The Warsaw Stock Exchange revealed a raft of changes and short-term plans in August. Most importantly, the bourse announced a revision of its market indices. The blue-chip WIG20 index will be gradually replaced by the WIG30. Predictably, the number of companies in the index will rise from 20 to 30 (see table).
The Warsaw Stock Exchange is looking for ways to boost its trading
The new index will launch on September 23 this year and will become the exchange’s blue-chip index. The WIG20 will however continue to be published until 2015. The rules stipulate that no single company can have more than a 10 percent share in the index and only up to seven companies from the same sector can be included in the WIG30 at any given time.
The WSE will also introduce WIG30TR, an index based on prices and revenues from dividends and subscription rights.
Other indices on the WSE will also be modified. The mid-cap mWIG40 will be replaced by the mWIG50 and the small-cap sWIG80 will become the sWIG100.
The bourse had been mulling the idea of creating a WIG5 ultra-blue-chip index, but has withdrawn from it.
The Warsaw Stock Exchange is also planning to expand its other markets and Adam Maciejewski, the WSE’s CEO, said recently that the bourse is strongly considering opening a market for trading agricultural goods and foodstuffs.
The WSE now has three markets: its main, regulated market, where stocks and derivatives are traded; the NewConnect alternative market; and the Catalyst bond market.

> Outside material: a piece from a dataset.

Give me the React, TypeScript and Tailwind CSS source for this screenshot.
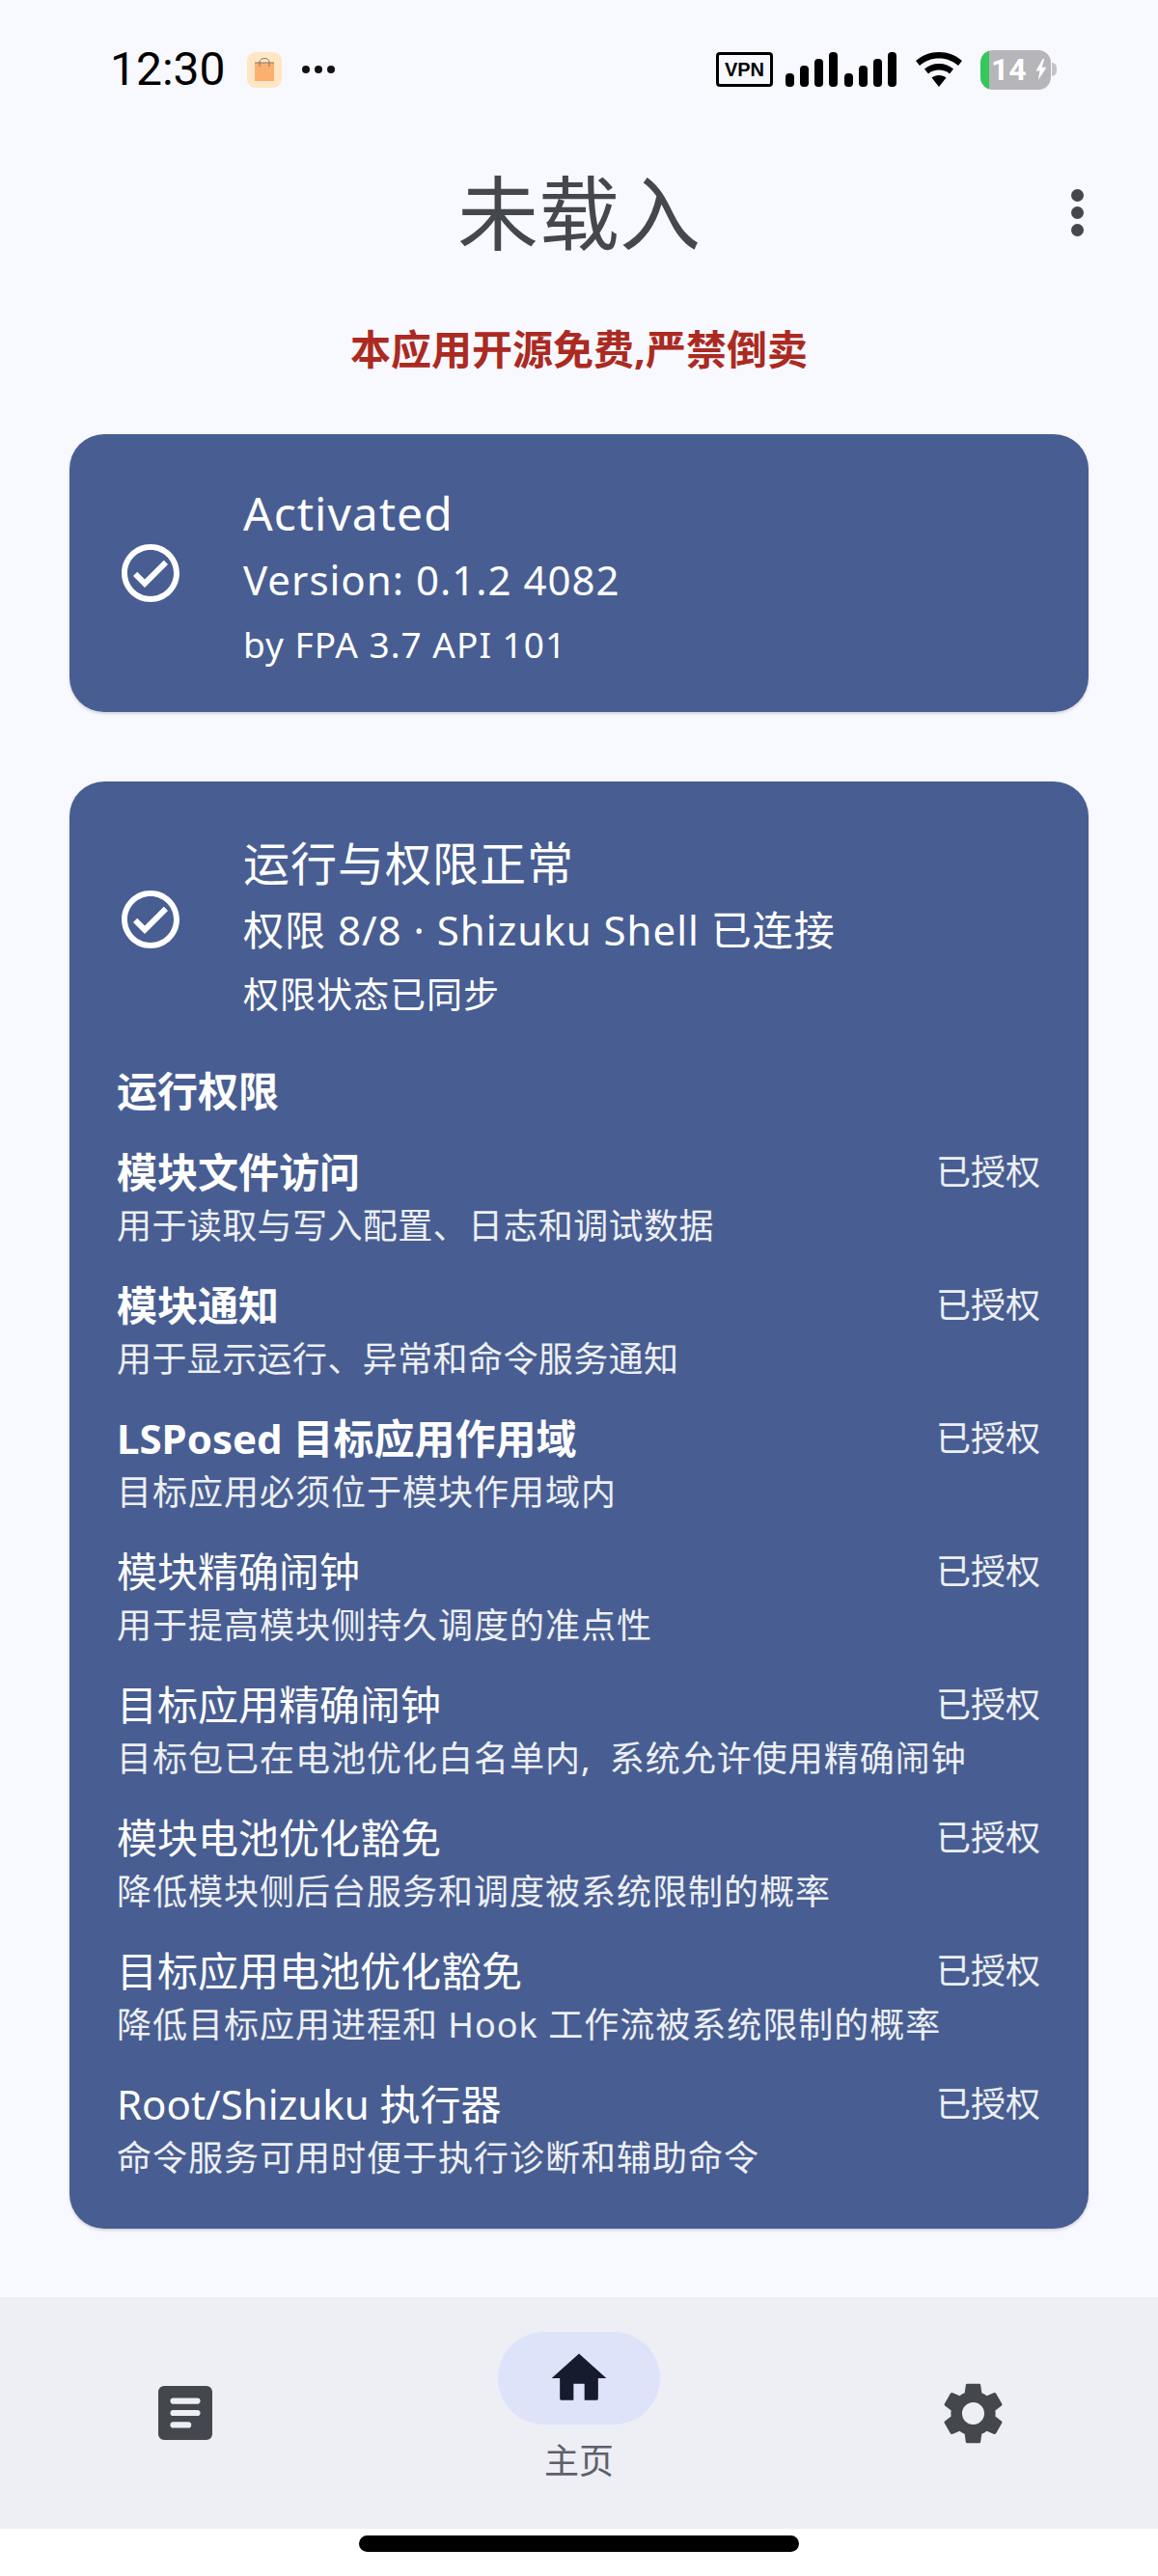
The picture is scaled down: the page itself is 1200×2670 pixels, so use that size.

The WSE group also includes the Polish Power Exchange, where electricity and gas are traded.
Source: The Warsaw Stock Exchange
The WSE’s management also confirmed that the bourse is in talks to buy a 30 percent stake in Aquis Exchange, the London-based trading system. If carried out, the deal would make the WSE the largest shareholder in Aquis. According to sources cited in Polish media, the stake may be sold for around £13 million.
Aquis is currently waiting for approval by UK regulators and hopes to become a new pan-European equities trading market. The institution will operate using a subscription pricing model and aims to bring competition to the European market.
However, the WSE is not the only party interested in Aquis shares. Bob Diamond, the former Barclays chief executive, has been rumored as one of the potential investors. Mr Diamond was ousted from Barclays last year after his involvement in the LIBOR scandal was revealed.
The WSE also recently opened an office in London. Its main focus will be to attract UK-based high-speed trading companies to the Warsaw bourse in order to boost volumes. The office is being led by Peter Niklewicz. “We are currently in discussions with a number of players and the initial feedback has been positive,” Mr Niklewicz told the Financial Times.